Your multimeter couldn’t measure anything when you went to 25kHz? That may be an issue of the microcontroller not supplying enough current to charge the gate capacitance on the mosfet in time, or not drain it fast enough to turn it off. If you disconnect the esp from the rest of the circuit, can you measure something then?
If yes, then you’ll want to use a push pull pair for driving the mosfet. Or get a mosfet driver, but a bc547/bc549 pair and a bit of passives will be fine, available in through hole, and considerably cheaper.
If no, then either the esp can’t go that fast in this implementation (was it a software PWM?) or your multimeter doesn’t work in that range.
Interesting suggestions, I would not have tried such low frequencies except based on your suggestion and it turns out that going very low, below 1000Hz and even down to 100Hz causes the power supply whine to almost entirely go away. I also have a 470uF capacitor in between the power rails now too.

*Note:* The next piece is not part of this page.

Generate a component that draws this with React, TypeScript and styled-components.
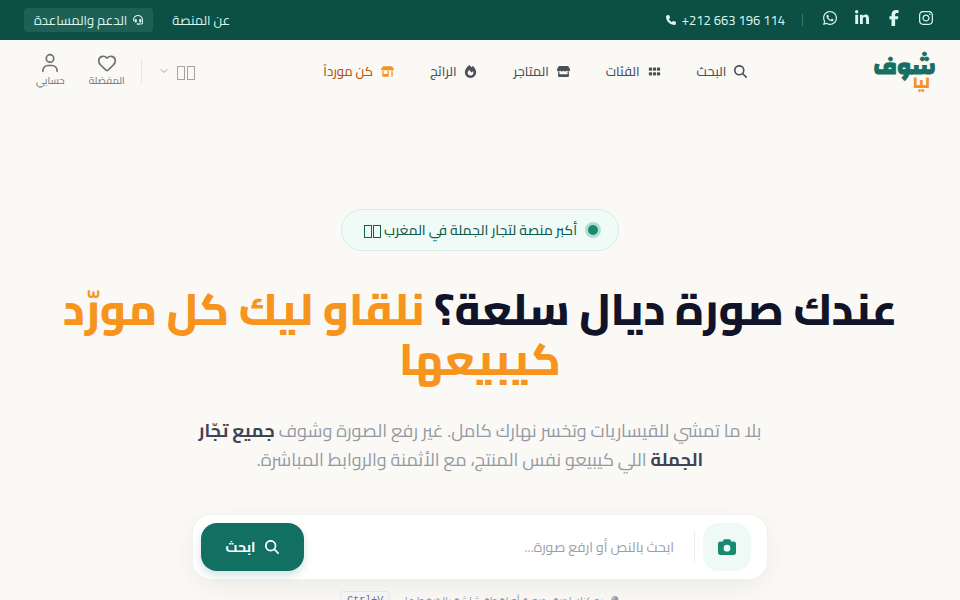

This range is a usable - there is no visible flickering even at very low duty cycles.
From what I understand in the reference guides the LEDC library attaches directly to the 80mhz or 40mhz esp32 hardware clock for PWM. Intuitively I’d have guessed that higher frequency would always mean less discernable audible feedback, but seems not in this case.
This range is a usable - there is no visible flickering even at very low duty cycles.
Before deciding on the frequency, and then mounting the strip in a position where the LEDs are directly observable, you should try moving the LEDs fast relative to your eyes. Eg. take the end of the strip and wave it from side to side. You may notice flicker at frequencies below 200Hz.
Ok, good thinking. I settled on 1000Hz and also made it something in remotely reconfigure should the need arise. That combined with the other suggestions, and getting a better power supply has made the system whisper quiet now.
It might be doing the PWM in software somehow, making it useless for this kind of control.
You could see if there’s some other class or library or option or particular pin that can use a pulse generator or timer to do PWM instead.
I’m not really familiar with the exact environment but that’s just what comes to mind.